86856 - An Evaluation of the Accuracy of the Strain-Hardening Exponent Formula in Corlas Model for Cracked Pipelines 

Underground steel pipelines may experience failure due to the occurrence of cracks or crack-like anomalies as a result of internal and external factors such as manufacturing imperfection and geotechnical movement. An accurate estimation of failure pressure is essential for the pipeline integrity assessment program. For pipelines containing longitudinally cracks, previous studies have shown that failure pressures can be accurately predicted using the extended finite element method (XFEM) implemented in Abaqus.

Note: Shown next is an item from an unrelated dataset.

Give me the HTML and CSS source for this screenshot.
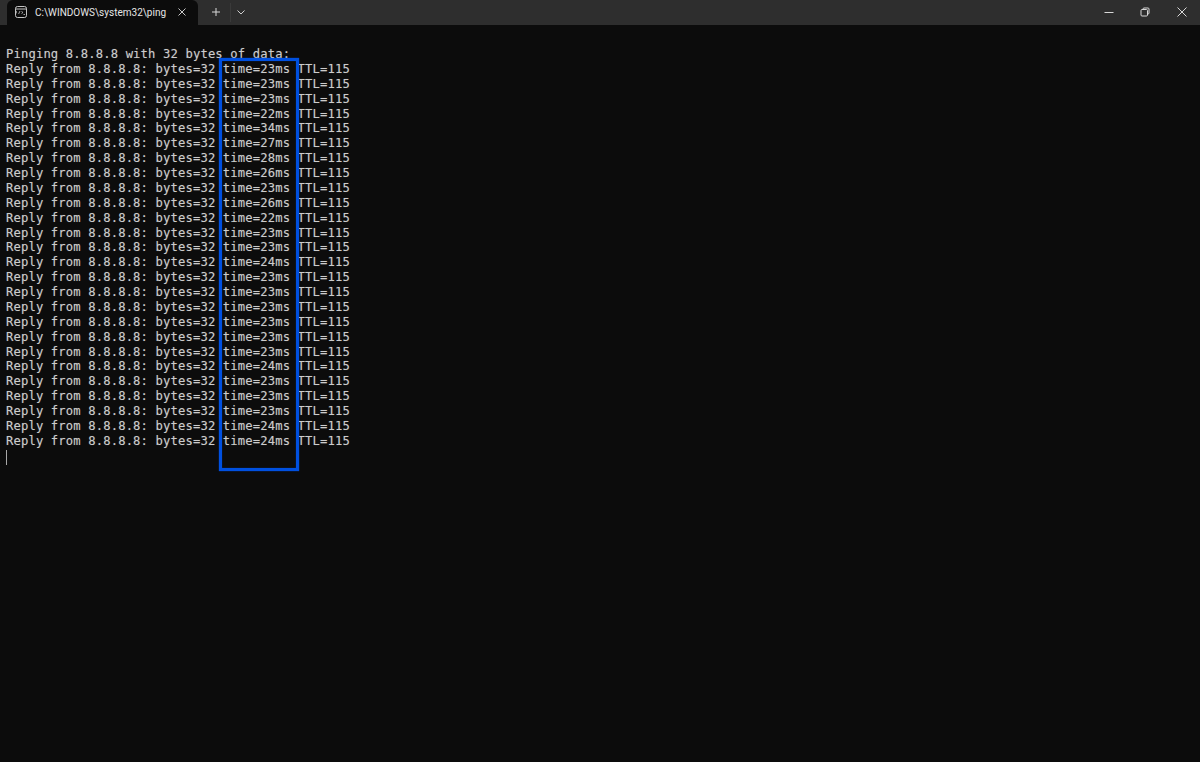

In the XFEM analysis, the actual stress-strain curve of pipeline steel is used without the need for any approximation. Alternatively, the failure pressure for longitudinally cracked pipelines can be predicted using crack assessment models such as CorLAS^TM. In CorLAS^TM, the stress-strain behavior of pipeline steel is modeled using the Ramberg-Osgood equation. However, our previous study has shown that the model error associated with CorLAS^TM (Version 2) is high, meaning that a relatively high factor of safety would be required to account for the uncertainty associated with the model. One of the sources of error could be due to the inherent deficiencies of the R-O model as it can be inaccurate beyond a limiting strain range. Another source of error could be due to the fact that the strain-hardening exponent, n, in the CorLAS^TM model is derived from the ratio of yield strength to ultimate tensile strength while neglecting the evolution of strain-hardening. By contrast, the n value in mathematical models such as the Holloman equation, Swift equation, Ludwik equation, and a more recently Ndubuaku model developed at the University of Alberta is obtained by a nonlinear curve fitting to the experimental true stress versus true strain data. Therefore, a sensitivity study is conducted to investigate the effect of n on the failure pressure predictions by using our developed XFEM models with calibrated damage parameters. The aim of this paper is to provide a state-of-the-art review on hardening formulas, explore the applicability and accuracy of the existing stress-strain models by fitting to published experimental data, and evaluate the accuracy of the hardening exponent expression in CorLAS^TM (Version 2).

Presenting Author: Meng Lin University of Alberta

Presenting Author Biography: N/A